What you should do ▸ Drop every picture, then transcribe the remaining data exactly.

Data provided ▸
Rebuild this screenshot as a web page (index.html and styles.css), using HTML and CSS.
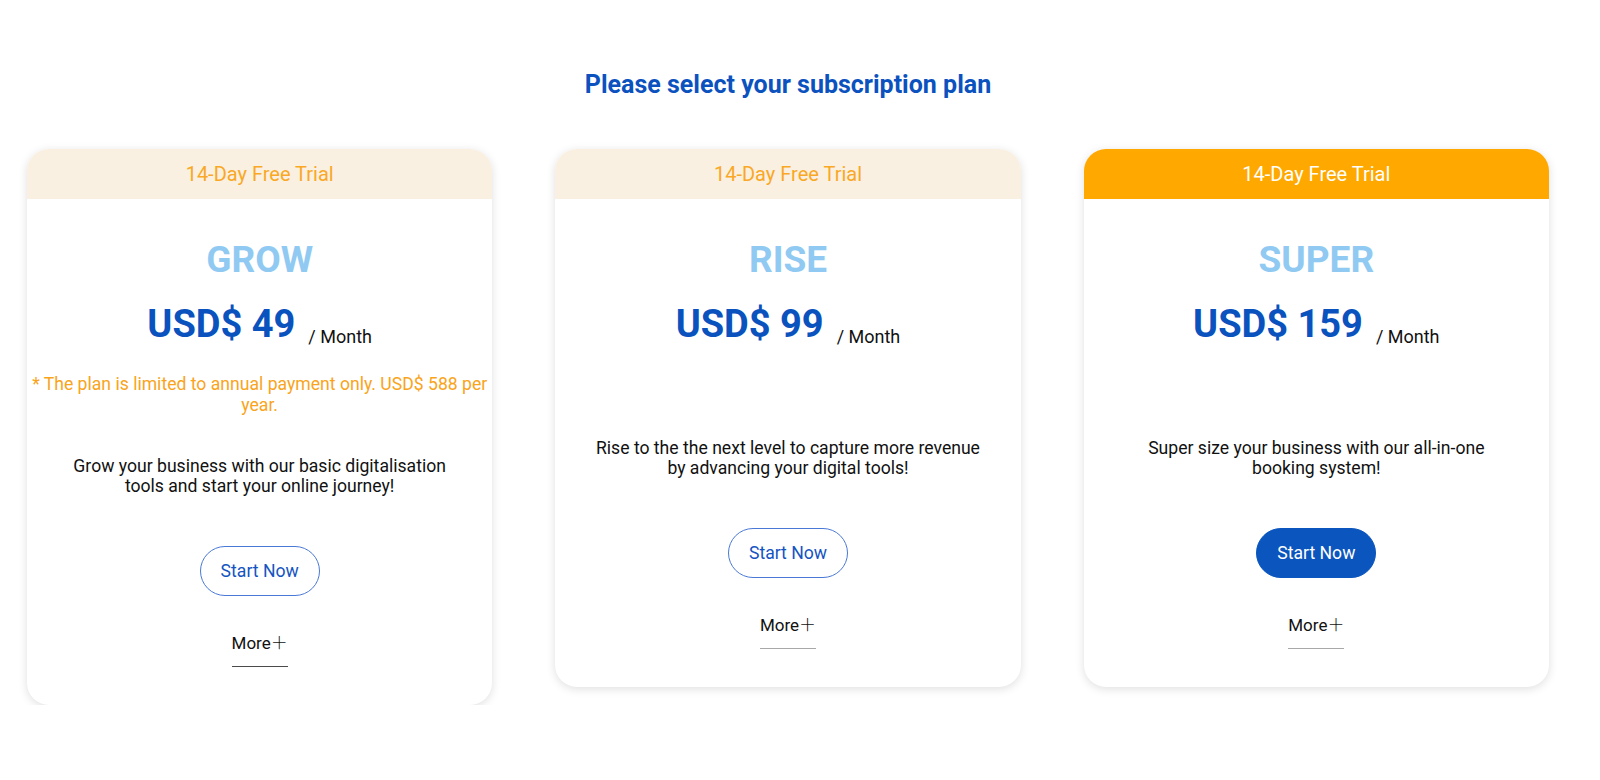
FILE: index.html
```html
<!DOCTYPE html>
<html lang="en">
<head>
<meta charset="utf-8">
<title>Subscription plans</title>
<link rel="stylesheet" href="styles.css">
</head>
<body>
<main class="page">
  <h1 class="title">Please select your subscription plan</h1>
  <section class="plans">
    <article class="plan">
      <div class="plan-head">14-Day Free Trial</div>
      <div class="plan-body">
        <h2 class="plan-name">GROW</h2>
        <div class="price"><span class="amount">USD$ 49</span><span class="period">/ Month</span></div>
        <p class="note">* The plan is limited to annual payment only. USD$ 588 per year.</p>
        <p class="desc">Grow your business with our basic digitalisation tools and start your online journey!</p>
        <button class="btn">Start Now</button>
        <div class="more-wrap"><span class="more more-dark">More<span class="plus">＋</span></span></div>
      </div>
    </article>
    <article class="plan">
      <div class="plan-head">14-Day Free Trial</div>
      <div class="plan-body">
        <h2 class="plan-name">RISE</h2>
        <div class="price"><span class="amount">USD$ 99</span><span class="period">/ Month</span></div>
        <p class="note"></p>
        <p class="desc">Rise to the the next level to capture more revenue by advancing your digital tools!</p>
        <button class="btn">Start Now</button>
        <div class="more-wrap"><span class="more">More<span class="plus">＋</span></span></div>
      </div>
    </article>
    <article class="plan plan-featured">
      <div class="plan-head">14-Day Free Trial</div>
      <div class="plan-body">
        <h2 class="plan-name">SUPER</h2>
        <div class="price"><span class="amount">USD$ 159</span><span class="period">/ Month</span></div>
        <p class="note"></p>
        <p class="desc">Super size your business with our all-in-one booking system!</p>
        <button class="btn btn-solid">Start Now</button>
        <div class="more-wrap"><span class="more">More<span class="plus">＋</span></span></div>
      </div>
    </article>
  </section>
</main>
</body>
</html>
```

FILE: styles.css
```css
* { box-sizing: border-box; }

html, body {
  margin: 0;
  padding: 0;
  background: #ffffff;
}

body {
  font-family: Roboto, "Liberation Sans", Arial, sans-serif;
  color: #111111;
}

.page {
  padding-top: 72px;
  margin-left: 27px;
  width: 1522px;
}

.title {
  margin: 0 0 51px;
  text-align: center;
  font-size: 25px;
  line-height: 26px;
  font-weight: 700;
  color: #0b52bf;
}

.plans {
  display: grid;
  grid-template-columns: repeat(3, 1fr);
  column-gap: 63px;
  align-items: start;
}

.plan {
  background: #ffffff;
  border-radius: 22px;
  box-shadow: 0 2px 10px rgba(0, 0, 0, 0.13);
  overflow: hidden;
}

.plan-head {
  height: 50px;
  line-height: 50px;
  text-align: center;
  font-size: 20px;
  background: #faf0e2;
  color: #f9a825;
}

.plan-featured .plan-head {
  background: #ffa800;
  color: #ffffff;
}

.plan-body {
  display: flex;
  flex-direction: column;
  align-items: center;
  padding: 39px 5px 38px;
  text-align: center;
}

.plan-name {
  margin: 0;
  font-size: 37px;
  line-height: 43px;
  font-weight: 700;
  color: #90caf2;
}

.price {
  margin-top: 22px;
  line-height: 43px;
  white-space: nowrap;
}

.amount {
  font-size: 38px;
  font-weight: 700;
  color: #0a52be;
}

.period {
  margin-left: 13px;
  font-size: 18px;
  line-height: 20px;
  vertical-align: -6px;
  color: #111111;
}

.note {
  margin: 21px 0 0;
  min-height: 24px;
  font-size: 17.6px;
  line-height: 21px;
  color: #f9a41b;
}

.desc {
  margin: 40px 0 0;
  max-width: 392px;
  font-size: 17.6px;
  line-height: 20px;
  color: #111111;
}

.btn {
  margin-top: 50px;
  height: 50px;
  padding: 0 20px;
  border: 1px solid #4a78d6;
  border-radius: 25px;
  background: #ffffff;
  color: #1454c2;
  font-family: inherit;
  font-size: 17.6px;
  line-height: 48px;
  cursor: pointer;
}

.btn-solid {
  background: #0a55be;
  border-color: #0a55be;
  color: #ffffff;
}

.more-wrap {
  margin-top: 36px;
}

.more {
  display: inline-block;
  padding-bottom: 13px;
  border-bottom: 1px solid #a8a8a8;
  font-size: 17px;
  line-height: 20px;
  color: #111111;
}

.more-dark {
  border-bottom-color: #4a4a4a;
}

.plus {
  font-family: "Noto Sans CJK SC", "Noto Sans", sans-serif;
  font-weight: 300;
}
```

Result ▸
Rebuild this screenshot as a web page (index.html and styles.css), using HTML and CSS.
FILE: index.html
```html
<!DOCTYPE html>
<html lang="en">
<head>
<meta charset="utf-8">
<title>Subscription plans</title>
<link rel="stylesheet" href="styles.css">
</head>
<body>
<main class="page">
  <h1 class="title">Please select your subscription plan</h1>
  <section class="plans">
    <article class="plan">
      <div class="plan-head">14-Day Free Trial</div>
      <div class="plan-body">
        <h2 class="plan-name">GROW</h2>
        <div class="price"><span class="amount">USD$ 49</span><span class="period">/ Month</span></div>
        <p class="note">* The plan is limited to annual payment only. USD$ 588 per year.</p>
        <p class="desc">Grow your business with our basic digitalisation tools and start your online journey!</p>
        <button class="btn">Start Now</button>
        <div class="more-wrap"><span class="more more-dark">More<span class="plus">＋</span></span></div>
      </div>
    </article>
    <article class="plan">
      <div class="plan-head">14-Day Free Trial</div>
      <div class="plan-body">
        <h2 class="plan-name">RISE</h2>
        <div class="price"><span class="amount">USD$ 99</span><span class="period">/ Month</span></div>
        <p class="note"></p>
        <p class="desc">Rise to the the next level to capture more revenue by advancing your digital tools!</p>
        <button class="btn">Start Now</button>
        <div class="more-wrap"><span class="more">More<span class="plus">＋</span></span></div>
      </div>
    </article>
    <article class="plan plan-featured">
      <div class="plan-head">14-Day Free Trial</div>
      <div class="plan-body">
        <h2 class="plan-name">SUPER</h2>
        <div class="price"><span class="amount">USD$ 159</span><span class="period">/ Month</span></div>
        <p class="note"></p>
        <p class="desc">Super size your business with our all-in-one booking system!</p>
        <button class="btn btn-solid">Start Now</button>
        <div class="more-wrap"><span class="more">More<span class="plus">＋</span></span></div>
      </div>
    </article>
  </section>
</main>
</body>
</html>
```

FILE: styles.css
```css
* { box-sizing: border-box; }

html, body {
  margin: 0;
  padding: 0;
  background: #ffffff;
}

body {
  font-family: Roboto, "Liberation Sans", Arial, sans-serif;
  color: #111111;
}

.page {
  padding-top: 72px;
  margin-left: 27px;
  width: 1522px;
}

.title {
  margin: 0 0 51px;
  text-align: center;
  font-size: 25px;
  line-height: 26px;
  font-weight: 700;
  color: #0b52bf;
}

.plans {
  display: grid;
  grid-template-columns: repeat(3, 1fr);
  column-gap: 63px;
  align-items: start;
}

.plan {
  background: #ffffff;
  border-radius: 22px;
  box-shadow: 0 2px 10px rgba(0, 0, 0, 0.13);
  overflow: hidden;
}

.plan-head {
  height: 50px;
  line-height: 50px;
  text-align: center;
  font-size: 20px;
  background: #faf0e2;
  color: #f9a825;
}

.plan-featured .plan-head {
  background: #ffa800;
  color: #ffffff;
}

.plan-body {
  display: flex;
  flex-direction: column;
  align-items: center;
  padding: 39px 5px 38px;
  text-align: center;
}

.plan-name {
  margin: 0;
  font-size: 37px;
  line-height: 43px;
  font-weight: 700;
  color: #90caf2;
}

.price {
  margin-top: 22px;
  line-height: 43px;
  white-space: nowrap;
}

.amount {
  font-size: 38px;
  font-weight: 700;
  color: #0a52be;
}

.period {
  margin-left: 13px;
  font-size: 18px;
  line-height: 20px;
  vertical-align: -6px;
  color: #111111;
}

.note {
  margin: 21px 0 0;
  min-height: 24px;
  font-size: 17.6px;
  line-height: 21px;
  color: #f9a41b;
}

.desc {
  margin: 40px 0 0;
  max-width: 392px;
  font-size: 17.6px;
  line-height: 20px;
  color: #111111;
}

.btn {
  margin-top: 50px;
  height: 50px;
  padding: 0 20px;
  border: 1px solid #4a78d6;
  border-radius: 25px;
  background: #ffffff;
  color: #1454c2;
  font-family: inherit;
  font-size: 17.6px;
  line-height: 48px;
  cursor: pointer;
}

.btn-solid {
  background: #0a55be;
  border-color: #0a55be;
  color: #ffffff;
}

.more-wrap {
  margin-top: 36px;
}

.more {
  display: inline-block;
  padding-bottom: 13px;
  border-bottom: 1px solid #a8a8a8;
  font-size: 17px;
  line-height: 20px;
  color: #111111;
}

.more-dark {
  border-bottom-color: #4a4a4a;
}

.plus {
  font-family: "Noto Sans CJK SC", "Noto Sans", sans-serif;
  font-weight: 300;
}
```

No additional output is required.